Saved data entries:
begin
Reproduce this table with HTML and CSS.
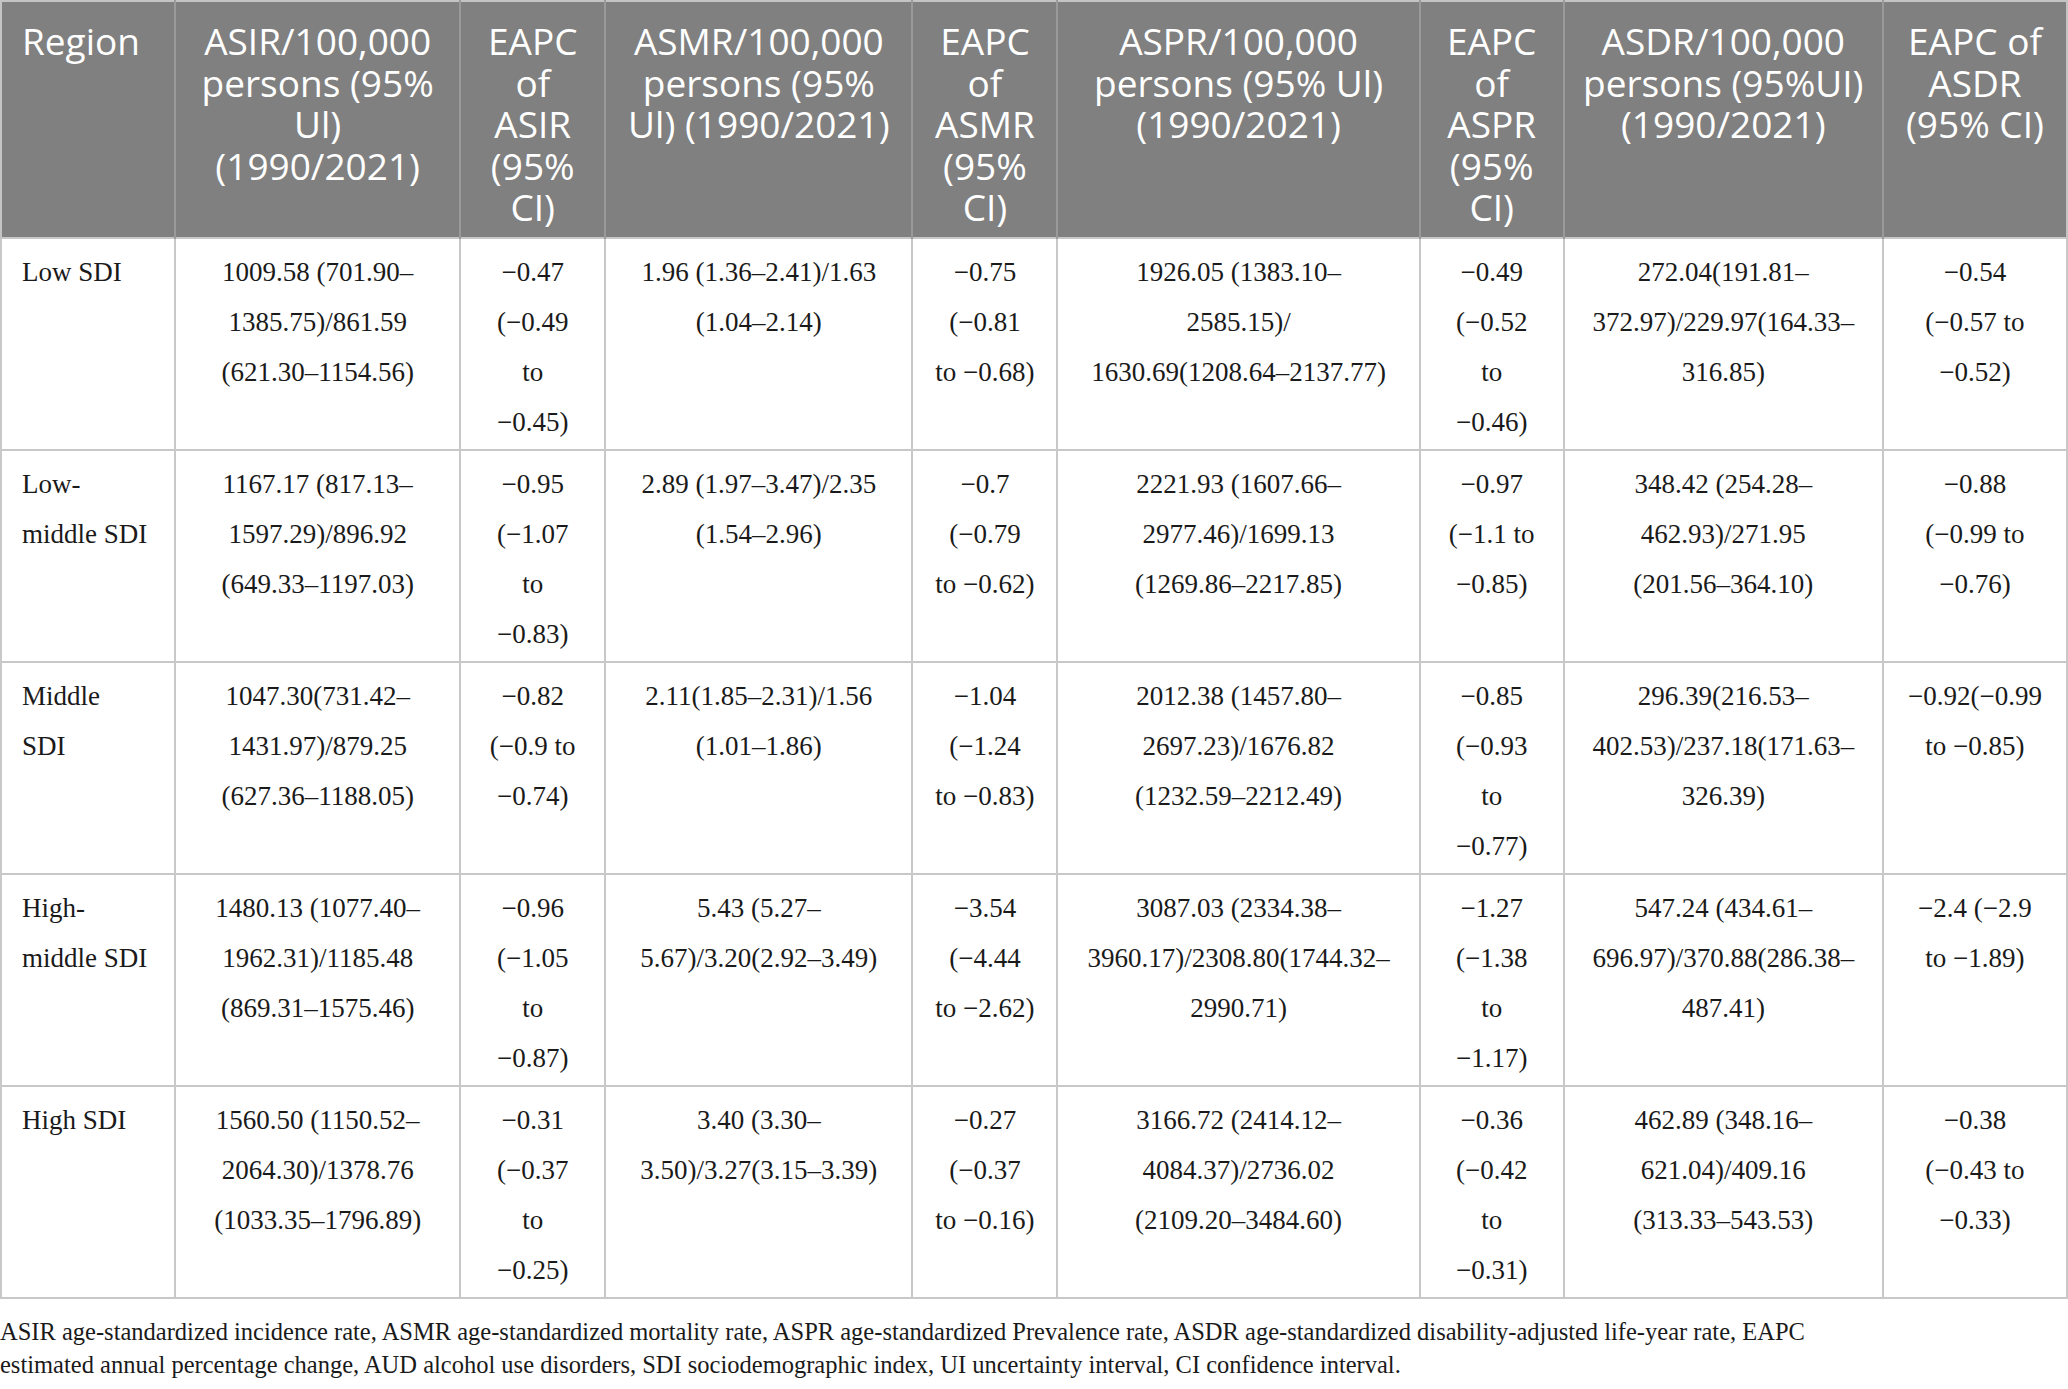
FILE: index.html
```html
<!DOCTYPE html>
<html lang="en">
  <head>
    <meta charset="UTF-8" />
    <meta name="viewport" content="width=device-width, initial-scale=1.0" />
    <title>AUD burden by SDI region, 1990/2021</title>
    <link rel="stylesheet" href="styles.css">
  </head>
  <body>
    <table class="data-table">
      <colgroup>
        <col class="col-region" />
        <col class="col-asir" />
        <col class="col-eapc" />
        <col class="col-asmr" />
        <col class="col-eapc" />
        <col class="col-aspr" />
        <col class="col-eapc-narrow" />
        <col class="col-asdr" />
        <col class="col-last" />
      </colgroup>
      <thead>
        <tr>
          <th class="head-region">Region</th>
          <th>ASIR/100,000<br />persons (95%<br />Ul)<br />(1990/2021)</th>
          <th>EAPC<br />of<br />ASIR<br />(95%<br />CI)</th>
          <th>ASMR/100,000<br />persons (95%<br />Ul) (1990/2021)</th>
          <th>EAPC<br />of<br />ASMR<br />(95%<br />CI)</th>
          <th>ASPR/100,000<br />persons (95% Ul)<br />(1990/2021)</th>
          <th>EAPC<br />of<br />ASPR<br />(95%<br />CI)</th>
          <th>ASDR/100,000<br />persons (95%UI)<br />(1990/2021)</th>
          <th>EAPC of<br />ASDR<br />(95% CI)</th>
        </tr>
      </thead>
      <tbody>
        <tr>
          <td class="cell-region">Low SDI</td>
          <td>1009.58 (701.90–<br />1385.75)/861.59<br />(621.30–1154.56)</td>
          <td>−0.47<br />(−0.49<br />to<br />−0.45)</td>
          <td>1.96 (1.36–2.41)/1.63<br />(1.04–2.14)</td>
          <td>−0.75<br />(−0.81<br />to −0.68)</td>
          <td>1926.05 (1383.10–<br />2585.15)/<br />1630.69(1208.64–2137.77)</td>
          <td>−0.49<br />(−0.52<br />to<br />−0.46)</td>
          <td>272.04(191.81–<br />372.97)/229.97(164.33–<br />316.85)</td>
          <td>−0.54<br />(−0.57 to<br />−0.52)</td>
        </tr>
        <tr>
          <td class="cell-region">Low-<br />middle SDI</td>
          <td>1167.17 (817.13–<br />1597.29)/896.92<br />(649.33–1197.03)</td>
          <td>−0.95<br />(−1.07<br />to<br />−0.83)</td>
          <td>2.89 (1.97–3.47)/2.35<br />(1.54–2.96)</td>
          <td>−0.7<br />(−0.79<br />to −0.62)</td>
          <td>2221.93 (1607.66–<br />2977.46)/1699.13<br />(1269.86–2217.85)</td>
          <td>−0.97<br />(−1.1 to<br />−0.85)</td>
          <td>348.42 (254.28–<br />462.93)/271.95<br />(201.56–364.10)</td>
          <td>−0.88<br />(−0.99 to<br />−0.76)</td>
        </tr>
        <tr>
          <td class="cell-region">Middle<br />SDI</td>
          <td>1047.30(731.42–<br />1431.97)/879.25<br />(627.36–1188.05)</td>
          <td>−0.82<br />(−0.9 to<br />−0.74)</td>
          <td>2.11(1.85–2.31)/1.56<br />(1.01–1.86)</td>
          <td>−1.04<br />(−1.24<br />to −0.83)</td>
          <td>2012.38 (1457.80–<br />2697.23)/1676.82<br />(1232.59–2212.49)</td>
          <td>−0.85<br />(−0.93<br />to<br />−0.77)</td>
          <td>296.39(216.53–<br />402.53)/237.18(171.63–<br />326.39)</td>
          <td>−0.92(−0.99<br />to −0.85)</td>
        </tr>
        <tr>
          <td class="cell-region">High-<br />middle SDI</td>
          <td>1480.13 (1077.40–<br />1962.31)/1185.48<br />(869.31–1575.46)</td>
          <td>−0.96<br />(−1.05<br />to<br />−0.87)</td>
          <td>5.43 (5.27–<br />5.67)/3.20(2.92–3.49)</td>
          <td>−3.54<br />(−4.44<br />to −2.62)</td>
          <td>3087.03 (2334.38–<br />3960.17)/2308.80(1744.32–<br />2990.71)</td>
          <td>−1.27<br />(−1.38<br />to<br />−1.17)</td>
          <td>547.24 (434.61–<br />696.97)/370.88(286.38–<br />487.41)</td>
          <td>−2.4 (−2.9<br />to −1.89)</td>
        </tr>
        <tr>
          <td class="cell-region">High SDI</td>
          <td>1560.50 (1150.52–<br />2064.30)/1378.76<br />(1033.35–1796.89)</td>
          <td>−0.31<br />(−0.37<br />to<br />−0.25)</td>
          <td>3.40 (3.30–<br />3.50)/3.27(3.15–3.39)</td>
          <td>−0.27<br />(−0.37<br />to −0.16)</td>
          <td>3166.72 (2414.12–<br />4084.37)/2736.02<br />(2109.20–3484.60)</td>
          <td>−0.36<br />(−0.42<br />to<br />−0.31)</td>
          <td>462.89 (348.16–<br />621.04)/409.16<br />(313.33–543.53)</td>
          <td>−0.38<br />(−0.43 to<br />−0.33)</td>
        </tr>
      </tbody>
    </table>

    <p class="table-note">
      ASIR age-standardized incidence rate, ASMR age-standardized mortality rate, ASPR age-standardized Prevalence rate, ASDR age-standardized disability-adjusted life-year rate, EAPC<br />
      estimated annual percentage change, AUD alcohol use disorders, SDI sociodemographic index, UI uncertainty interval, CI confidence interval.
    </p>
  </body>
</html>
```

FILE: styles.css
```css
body {
  margin: 0;
  background: #ffffff;
  font-family: "Liberation Serif", "Times New Roman", serif;
  color: #1a1a1a;
}
.data-table {
  width: 2068px;
  table-layout: fixed;
  border-collapse: collapse;
  border-top: 2px solid #c4c4c4;
}
.col-region { width: 174px; }
.col-asir { width: 285px; }
.col-eapc { width: 145px; }
.col-asmr { width: 307px; }
.col-aspr { width: 362px; }
.col-eapc-narrow { width: 144px; }
.col-asdr { width: 319px; }
.col-last { width: 184px; }

.data-table th {
  background: #808080;
  color: #ffffff;
  font-family: "Open Sans", "Noto Sans", sans-serif;
  font-weight: 400;
  font-size: 37px;
  line-height: 41.5px;
  text-align: center;
  vertical-align: top;
  padding: 18px 4px 9px;
  border-left: 2px solid #9a9a9a;
  white-space: nowrap;
}
.data-table th:first-child {
  border-left: 2px solid #c4c4c4;
}
.data-table th:last-child {
  border-right: 2px solid #c4c4c4;
}
.data-table .head-region {
  text-align: left;
  padding-left: 20px;
}
.data-table td {
  font-size: 27px;
  line-height: 50px;
  text-align: center;
  vertical-align: top;
  padding: 8px 4px 2px;
  border: 2px solid #c8c8c8;
  white-space: nowrap;
}
.data-table .cell-region {
  text-align: left;
  padding-left: 20px;
}
.table-note {
  margin: 16px 0 0;
  font-size: 24.5px;
  line-height: 33px;
  color: #1a1a1a;
  white-space: nowrap;
}
```
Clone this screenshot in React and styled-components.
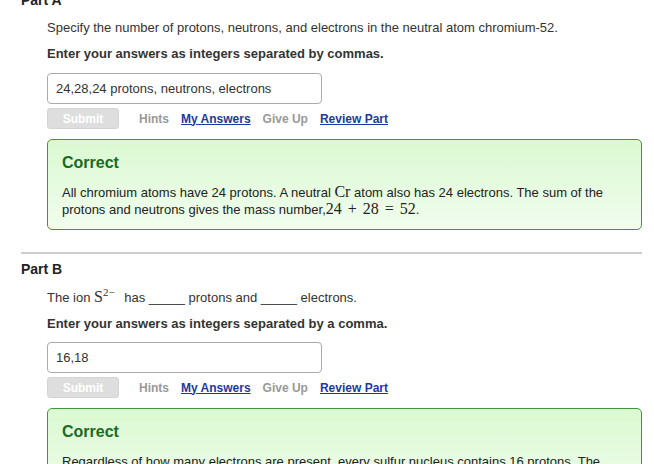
end
Repeat the data exactly in full, omitting its pictures.

Reproduce this table with HTML and CSS.
FILE: index.html
```html
<!DOCTYPE html>
<html lang="en">
  <head>
    <meta charset="UTF-8" />
    <meta name="viewport" content="width=device-width, initial-scale=1.0" />
    <title>AUD burden by SDI region, 1990/2021</title>
    <link rel="stylesheet" href="styles.css">
  </head>
  <body>
    <table class="data-table">
      <colgroup>
        <col class="col-region" />
        <col class="col-asir" />
        <col class="col-eapc" />
        <col class="col-asmr" />
        <col class="col-eapc" />
        <col class="col-aspr" />
        <col class="col-eapc-narrow" />
        <col class="col-asdr" />
        <col class="col-last" />
      </colgroup>
      <thead>
        <tr>
          <th class="head-region">Region</th>
          <th>ASIR/100,000<br />persons (95%<br />Ul)<br />(1990/2021)</th>
          <th>EAPC<br />of<br />ASIR<br />(95%<br />CI)</th>
          <th>ASMR/100,000<br />persons (95%<br />Ul) (1990/2021)</th>
          <th>EAPC<br />of<br />ASMR<br />(95%<br />CI)</th>
          <th>ASPR/100,000<br />persons (95% Ul)<br />(1990/2021)</th>
          <th>EAPC<br />of<br />ASPR<br />(95%<br />CI)</th>
          <th>ASDR/100,000<br />persons (95%UI)<br />(1990/2021)</th>
          <th>EAPC of<br />ASDR<br />(95% CI)</th>
        </tr>
      </thead>
      <tbody>
        <tr>
          <td class="cell-region">Low SDI</td>
          <td>1009.58 (701.90–<br />1385.75)/861.59<br />(621.30–1154.56)</td>
          <td>−0.47<br />(−0.49<br />to<br />−0.45)</td>
          <td>1.96 (1.36–2.41)/1.63<br />(1.04–2.14)</td>
          <td>−0.75<br />(−0.81<br />to −0.68)</td>
          <td>1926.05 (1383.10–<br />2585.15)/<br />1630.69(1208.64–2137.77)</td>
          <td>−0.49<br />(−0.52<br />to<br />−0.46)</td>
          <td>272.04(191.81–<br />372.97)/229.97(164.33–<br />316.85)</td>
          <td>−0.54<br />(−0.57 to<br />−0.52)</td>
        </tr>
        <tr>
          <td class="cell-region">Low-<br />middle SDI</td>
          <td>1167.17 (817.13–<br />1597.29)/896.92<br />(649.33–1197.03)</td>
          <td>−0.95<br />(−1.07<br />to<br />−0.83)</td>
          <td>2.89 (1.97–3.47)/2.35<br />(1.54–2.96)</td>
          <td>−0.7<br />(−0.79<br />to −0.62)</td>
          <td>2221.93 (1607.66–<br />2977.46)/1699.13<br />(1269.86–2217.85)</td>
          <td>−0.97<br />(−1.1 to<br />−0.85)</td>
          <td>348.42 (254.28–<br />462.93)/271.95<br />(201.56–364.10)</td>
          <td>−0.88<br />(−0.99 to<br />−0.76)</td>
        </tr>
        <tr>
          <td class="cell-region">Middle<br />SDI</td>
          <td>1047.30(731.42–<br />1431.97)/879.25<br />(627.36–1188.05)</td>
          <td>−0.82<br />(−0.9 to<br />−0.74)</td>
          <td>2.11(1.85–2.31)/1.56<br />(1.01–1.86)</td>
          <td>−1.04<br />(−1.24<br />to −0.83)</td>
          <td>2012.38 (1457.80–<br />2697.23)/1676.82<br />(1232.59–2212.49)</td>
          <td>−0.85<br />(−0.93<br />to<br />−0.77)</td>
          <td>296.39(216.53–<br />402.53)/237.18(171.63–<br />326.39)</td>
          <td>−0.92(−0.99<br />to −0.85)</td>
        </tr>
        <tr>
          <td class="cell-region">High-<br />middle SDI</td>
          <td>1480.13 (1077.40–<br />1962.31)/1185.48<br />(869.31–1575.46)</td>
          <td>−0.96<br />(−1.05<br />to<br />−0.87)</td>
          <td>5.43 (5.27–<br />5.67)/3.20(2.92–3.49)</td>
          <td>−3.54<br />(−4.44<br />to −2.62)</td>
          <td>3087.03 (2334.38–<br />3960.17)/2308.80(1744.32–<br />2990.71)</td>
          <td>−1.27<br />(−1.38<br />to<br />−1.17)</td>
          <td>547.24 (434.61–<br />696.97)/370.88(286.38–<br />487.41)</td>
          <td>−2.4 (−2.9<br />to −1.89)</td>
        </tr>
        <tr>
          <td class="cell-region">High SDI</td>
          <td>1560.50 (1150.52–<br />2064.30)/1378.76<br />(1033.35–1796.89)</td>
          <td>−0.31<br />(−0.37<br />to<br />−0.25)</td>
          <td>3.40 (3.30–<br />3.50)/3.27(3.15–3.39)</td>
          <td>−0.27<br />(−0.37<br />to −0.16)</td>
          <td>3166.72 (2414.12–<br />4084.37)/2736.02<br />(2109.20–3484.60)</td>
          <td>−0.36<br />(−0.42<br />to<br />−0.31)</td>
          <td>462.89 (348.16–<br />621.04)/409.16<br />(313.33–543.53)</td>
          <td>−0.38<br />(−0.43 to<br />−0.33)</td>
        </tr>
      </tbody>
    </table>

    <p class="table-note">
      ASIR age-standardized incidence rate, ASMR age-standardized mortality rate, ASPR age-standardized Prevalence rate, ASDR age-standardized disability-adjusted life-year rate, EAPC<br />
      estimated annual percentage change, AUD alcohol use disorders, SDI sociodemographic index, UI uncertainty interval, CI confidence interval.
    </p>
  </body>
</html>
```

FILE: styles.css
```css
body {
  margin: 0;
  background: #ffffff;
  font-family: "Liberation Serif", "Times New Roman", serif;
  color: #1a1a1a;
}
.data-table {
  width: 2068px;
  table-layout: fixed;
  border-collapse: collapse;
  border-top: 2px solid #c4c4c4;
}
.col-region { width: 174px; }
.col-asir { width: 285px; }
.col-eapc { width: 145px; }
.col-asmr { width: 307px; }
.col-aspr { width: 362px; }
.col-eapc-narrow { width: 144px; }
.col-asdr { width: 319px; }
.col-last { width: 184px; }

.data-table th {
  background: #808080;
  color: #ffffff;
  font-family: "Open Sans", "Noto Sans", sans-serif;
  font-weight: 400;
  font-size: 37px;
  line-height: 41.5px;
  text-align: center;
  vertical-align: top;
  padding: 18px 4px 9px;
  border-left: 2px solid #9a9a9a;
  white-space: nowrap;
}
.data-table th:first-child {
  border-left: 2px solid #c4c4c4;
}
.data-table th:last-child {
  border-right: 2px solid #c4c4c4;
}
.data-table .head-region {
  text-align: left;
  padding-left: 20px;
}
.data-table td {
  font-size: 27px;
  line-height: 50px;
  text-align: center;
  vertical-align: top;
  padding: 8px 4px 2px;
  border: 2px solid #c8c8c8;
  white-space: nowrap;
}
.data-table .cell-region {
  text-align: left;
  padding-left: 20px;
}
.table-note {
  margin: 16px 0 0;
  font-size: 24.5px;
  line-height: 33px;
  color: #1a1a1a;
  white-space: nowrap;
}
```
Clone this screenshot in React and styled-components.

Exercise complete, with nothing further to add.